WFST reporter-anchor Sarina Fazan then got a bit meta with Nelson, asking if he ran and won as governor, would he appoint Charlie Crist to replace him in the Senate, "which is what he wanted in the first place," she said.
The venerable lawmaker looked absolutely perplexed by Fazan's line of thinking, and didn't even attempt to go there. Instead — and as he has said in countless other interviews recently — he stressed the experience and stature he's gained in the Democratic Caucus ranks, though he admitted that he's frustrated with the level of intransigence being promulgated by some Republicans.

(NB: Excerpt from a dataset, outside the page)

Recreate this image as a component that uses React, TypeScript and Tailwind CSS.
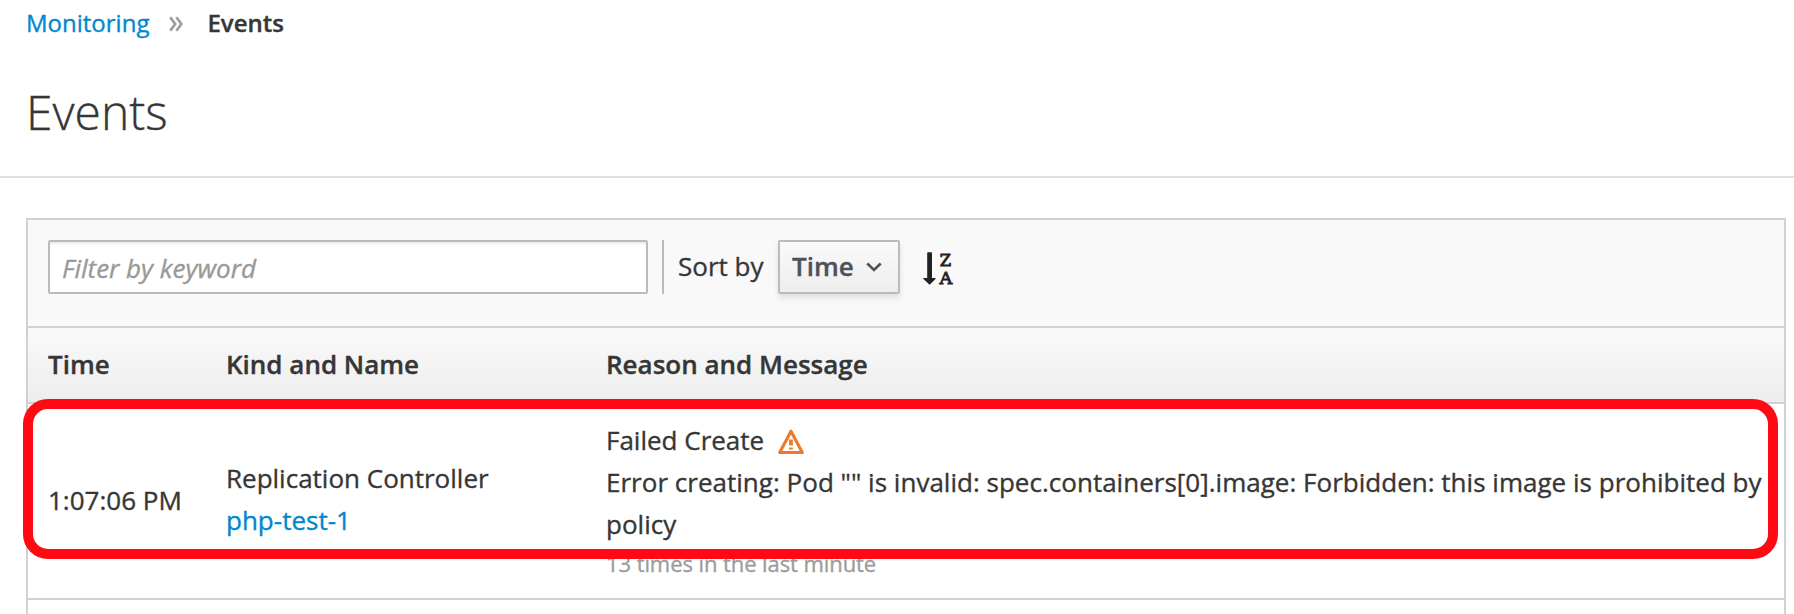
export default function App() {
  return (
    <div className="relative flex h-[614px] w-[1794px] flex-col overflow-hidden bg-white font-['Open_Sans',sans-serif] text-[26px] leading-[42px] text-[#363636] [-webkit-text-stroke:0.35px]">
      <header className="h-[178px] shrink-0 border-b-2 border-[#e1e1e1] pl-[26px] pt-[3px]">
        <nav className="flex items-center text-[24px] leading-[40px]">
          <a className="text-[#0088ce]">Monitoring</a>
          <svg className="ml-[20px] mr-[21px] mt-[2px] h-[16px] w-[14px]" viewBox="0 0 14 16" fill="none" stroke="#9c9c9c" strokeWidth="2.7">
            <path d="M1.2 1.2 6.2 8 1.2 14.8M7.4 1.2 12.4 8 7.4 14.8" />
          </svg>
          <span className="ml-[3px] font-semibold">Events</span>
        </nav>
        <h1 className="mt-[43px] text-[48px] font-light leading-[52px]">Events</h1>
      </header>

      <main className="ml-[26px] mt-[40px] flex h-[420px] w-[1760px] shrink-0 flex-col border-x-2 border-t-2 border-[#d1d1d1]">
        <div className="flex h-[108px] shrink-0 items-start border-b-2 border-[#d1d1d1] bg-[#f9f9f9] pl-[20px] pt-[20px]">
          <input
            className="h-[54px] w-[600px] rounded-[2px] border-2 border-[#bbb] bg-white px-[12px] pt-[2px] shadow-[inset_0_2px_2px_rgba(3,3,3,0.075)] outline-none placeholder:italic placeholder:text-[#999] placeholder:opacity-100"
            placeholder="Filter by keyword"
          />
          <div className="ml-[14px] h-[54px] w-[2px] bg-[#bbb]" />
          <span className="ml-[14px] w-[100px] pt-[5px]">Sort by</span>
          <button className="flex h-[54px] w-[122px] items-center rounded-[2px] border-2 border-[#bbb] bg-linear-to-b from-[#fafafa] to-[#ededed] pb-[2px] pl-[12px] font-semibold text-[#4d5258] shadow-[0_4px_6px_rgba(3,3,3,0.1)]">
            Time
            <svg className="ml-[12px] mt-[2px] h-[10px] w-[16px]" viewBox="0 0 16 10" fill="none" stroke="currentColor" strokeWidth="2.6">
              <path d="M1.3 1.5 8 8 14.7 1.5" />
            </svg>
          </button>
          <svg className="ml-[22px] mt-[10px] h-[40px] w-[40px] overflow-visible" viewBox="0 0 40 40" fill="#222">
            <path d="M5.2 3q0-.7.7-.7h3.4q.7 0 .7.7v24.9h3.2q.9.3.2 1.1L8.2 34.2q-.6.6-1.2 0L1.5 29q-.7-.8.2-1.1h3.5z" />
            <g className="font-['DejaVu_Serif',serif] text-[17.5px] font-normal [-webkit-text-stroke:0.9px_#222]" stroke="#222" strokeWidth="0.9">
              <text x="17.8" y="16" textLength="11.4" lengthAdjust="spacingAndGlyphs">Z</text>
              <text x="17.4" y="34.3" textLength="12.8" lengthAdjust="spacingAndGlyphs">A</text>
            </g>
          </svg>
        </div>

        <div className="grid h-[76px] shrink-0 grid-cols-[178px_380px_1fr] border-b-2 border-[#d1d1d1] bg-linear-to-b from-[#fafafa] to-[#ededed] pl-[20px] pt-[15px] font-semibold">
          <div>Time</div>
          <div>Kind and Name</div>
          <div>Reason and Message</div>
        </div>

        <div className="grid h-[196px] shrink-0 grid-cols-[178px_380px_1fr] border-b-2 border-[#d1d1d1] pl-[20px]">
          <div className="pt-[75px]">1:07:06 PM</div>
          <div className="pt-[53px]">
            <div>Replication Controller</div>
            <a className="text-[#0088ce]">php-test-1</a>
          </div>
          <div className="pt-[15px]">
            <div className="flex items-center">
              Failed Create
              <svg className="ml-[13px] mt-[4px] h-[26px] w-[28px]" viewBox="0 0 28 26" fill="none" stroke="#ec7a2c">
                <path d="M14 2.2 2.7 23.5h22.6z" strokeWidth="3.1" strokeLinejoin="round" />
                <path d="M14 10.5v6M14 18.5v2" strokeWidth="3.8" />
              </svg>
            </div>
            <div className="tracking-[0.015px]">Error creating: Pod "" is invalid: spec.containers[0].image: Forbidden: this image is prohibited by policy</div>
            <div className="text-[22px] leading-[36px] tracking-[-0.08px] text-[#9c9c9c]">13 times in the last minute</div>
          </div>
        </div>
      </main>

      <div className="pointer-events-none absolute left-[23px] top-[399px] h-[160px] w-[1755px] rounded-[25px] border-[10px] border-[#ff0a12]" />
    </div>
  );
}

"I want you to know I've got my hands full in D.C. being senator from a big state like Florida," he pronounced. "I know I have some seniority, I'm a chairman of a major committee (Committee on Aging), and since Senator Rockefeller announced that he's retiring, I will be the chairman of the Commerce Science and Transportation Committee in another year and a half. I love the U.S. senate, what I don't love is this ideological rigidity and this excessive partisanship that has got us in gridlock, where it's hard to do anything! And so I'm trying to change that as a common sense consensus builder to make government work."
He finished up by saying, "Now, I'm going to try that in the Senate, which is why I have no plans to run for governor."
Well, that should end that. At least until his next press conference.